* Instructions for the task
Make an exact copy of all the material below, apart from the pictures.

* Record excerpts
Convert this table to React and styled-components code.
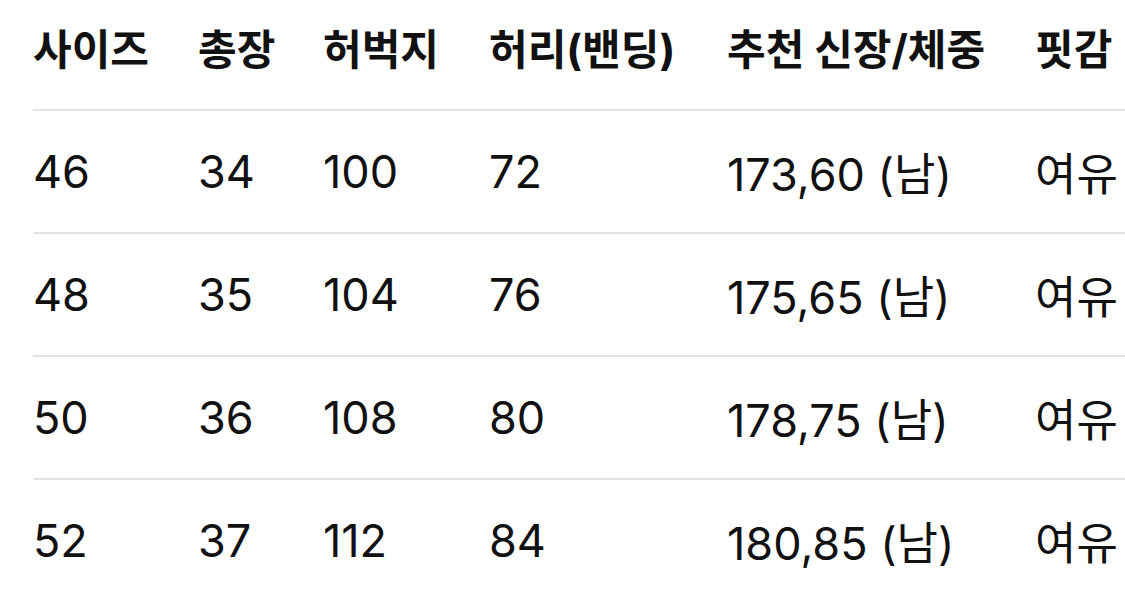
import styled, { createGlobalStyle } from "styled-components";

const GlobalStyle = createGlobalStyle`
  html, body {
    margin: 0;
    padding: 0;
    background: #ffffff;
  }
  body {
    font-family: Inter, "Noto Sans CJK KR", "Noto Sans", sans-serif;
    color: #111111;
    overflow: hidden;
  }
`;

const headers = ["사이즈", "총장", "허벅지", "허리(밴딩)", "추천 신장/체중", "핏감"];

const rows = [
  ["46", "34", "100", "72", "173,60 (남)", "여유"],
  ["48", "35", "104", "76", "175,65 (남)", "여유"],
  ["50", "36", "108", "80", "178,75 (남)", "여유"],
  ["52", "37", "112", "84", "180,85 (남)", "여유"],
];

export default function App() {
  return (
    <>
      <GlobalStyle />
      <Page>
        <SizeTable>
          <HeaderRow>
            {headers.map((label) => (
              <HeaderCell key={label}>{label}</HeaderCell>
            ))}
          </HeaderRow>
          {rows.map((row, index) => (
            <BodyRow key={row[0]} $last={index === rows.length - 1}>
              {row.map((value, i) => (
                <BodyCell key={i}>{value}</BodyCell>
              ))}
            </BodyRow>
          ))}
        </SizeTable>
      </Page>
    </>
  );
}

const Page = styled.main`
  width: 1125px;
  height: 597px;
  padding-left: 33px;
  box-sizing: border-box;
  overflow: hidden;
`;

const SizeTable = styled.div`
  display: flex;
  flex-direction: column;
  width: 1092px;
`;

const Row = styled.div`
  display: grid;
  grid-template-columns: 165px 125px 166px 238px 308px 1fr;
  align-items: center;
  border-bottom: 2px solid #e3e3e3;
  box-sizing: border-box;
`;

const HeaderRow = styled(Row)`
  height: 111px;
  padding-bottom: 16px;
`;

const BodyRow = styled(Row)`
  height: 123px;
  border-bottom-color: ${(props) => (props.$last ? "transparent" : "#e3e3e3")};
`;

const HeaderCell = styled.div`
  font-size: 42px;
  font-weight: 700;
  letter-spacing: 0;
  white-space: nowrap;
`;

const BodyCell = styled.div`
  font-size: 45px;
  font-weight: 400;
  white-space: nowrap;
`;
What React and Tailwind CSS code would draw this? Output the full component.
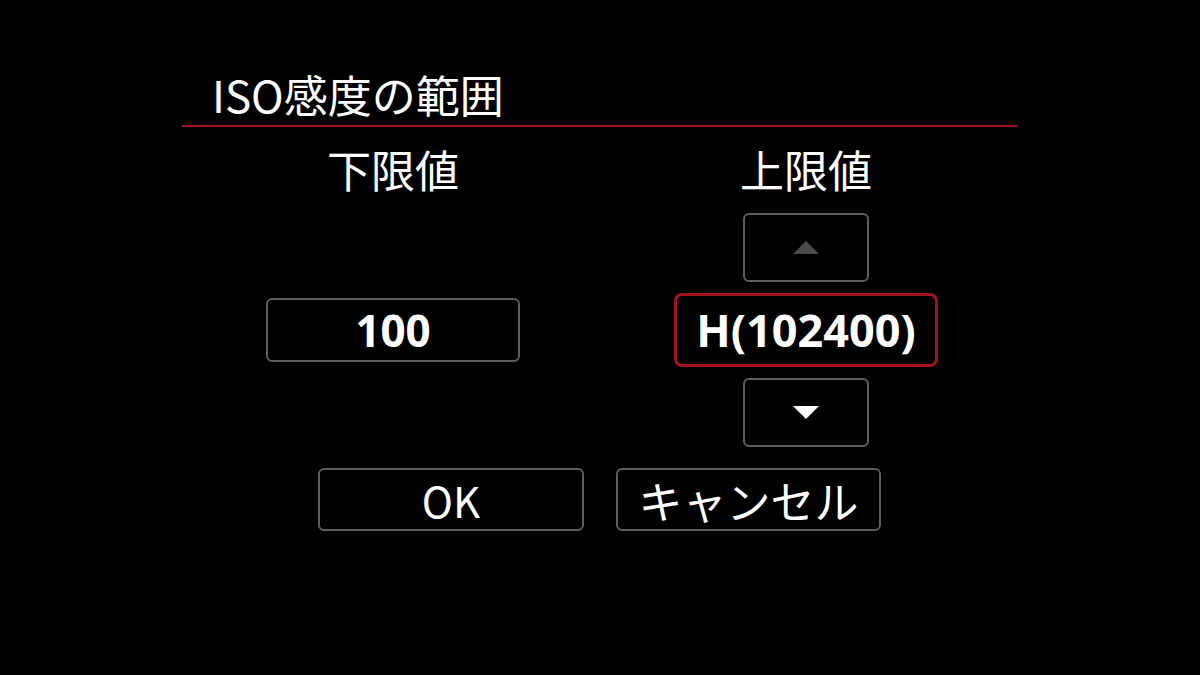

* Task response
Convert this table to React and styled-components code.
import styled, { createGlobalStyle } from "styled-components";

const GlobalStyle = createGlobalStyle`
  html, body {
    margin: 0;
    padding: 0;
    background: #ffffff;
  }
  body {
    font-family: Inter, "Noto Sans CJK KR", "Noto Sans", sans-serif;
    color: #111111;
    overflow: hidden;
  }
`;

const headers = ["사이즈", "총장", "허벅지", "허리(밴딩)", "추천 신장/체중", "핏감"];

const rows = [
  ["46", "34", "100", "72", "173,60 (남)", "여유"],
  ["48", "35", "104", "76", "175,65 (남)", "여유"],
  ["50", "36", "108", "80", "178,75 (남)", "여유"],
  ["52", "37", "112", "84", "180,85 (남)", "여유"],
];

export default function App() {
  return (
    <>
      <GlobalStyle />
      <Page>
        <SizeTable>
          <HeaderRow>
            {headers.map((label) => (
              <HeaderCell key={label}>{label}</HeaderCell>
            ))}
          </HeaderRow>
          {rows.map((row, index) => (
            <BodyRow key={row[0]} $last={index === rows.length - 1}>
              {row.map((value, i) => (
                <BodyCell key={i}>{value}</BodyCell>
              ))}
            </BodyRow>
          ))}
        </SizeTable>
      </Page>
    </>
  );
}

const Page = styled.main`
  width: 1125px;
  height: 597px;
  padding-left: 33px;
  box-sizing: border-box;
  overflow: hidden;
`;

const SizeTable = styled.div`
  display: flex;
  flex-direction: column;
  width: 1092px;
`;

const Row = styled.div`
  display: grid;
  grid-template-columns: 165px 125px 166px 238px 308px 1fr;
  align-items: center;
  border-bottom: 2px solid #e3e3e3;
  box-sizing: border-box;
`;

const HeaderRow = styled(Row)`
  height: 111px;
  padding-bottom: 16px;
`;

const BodyRow = styled(Row)`
  height: 123px;
  border-bottom-color: ${(props) => (props.$last ? "transparent" : "#e3e3e3")};
`;

const HeaderCell = styled.div`
  font-size: 42px;
  font-weight: 700;
  letter-spacing: 0;
  white-space: nowrap;
`;

const BodyCell = styled.div`
  font-size: 45px;
  font-weight: 400;
  white-space: nowrap;
`;
What React and Tailwind CSS code would draw this? Output the full component.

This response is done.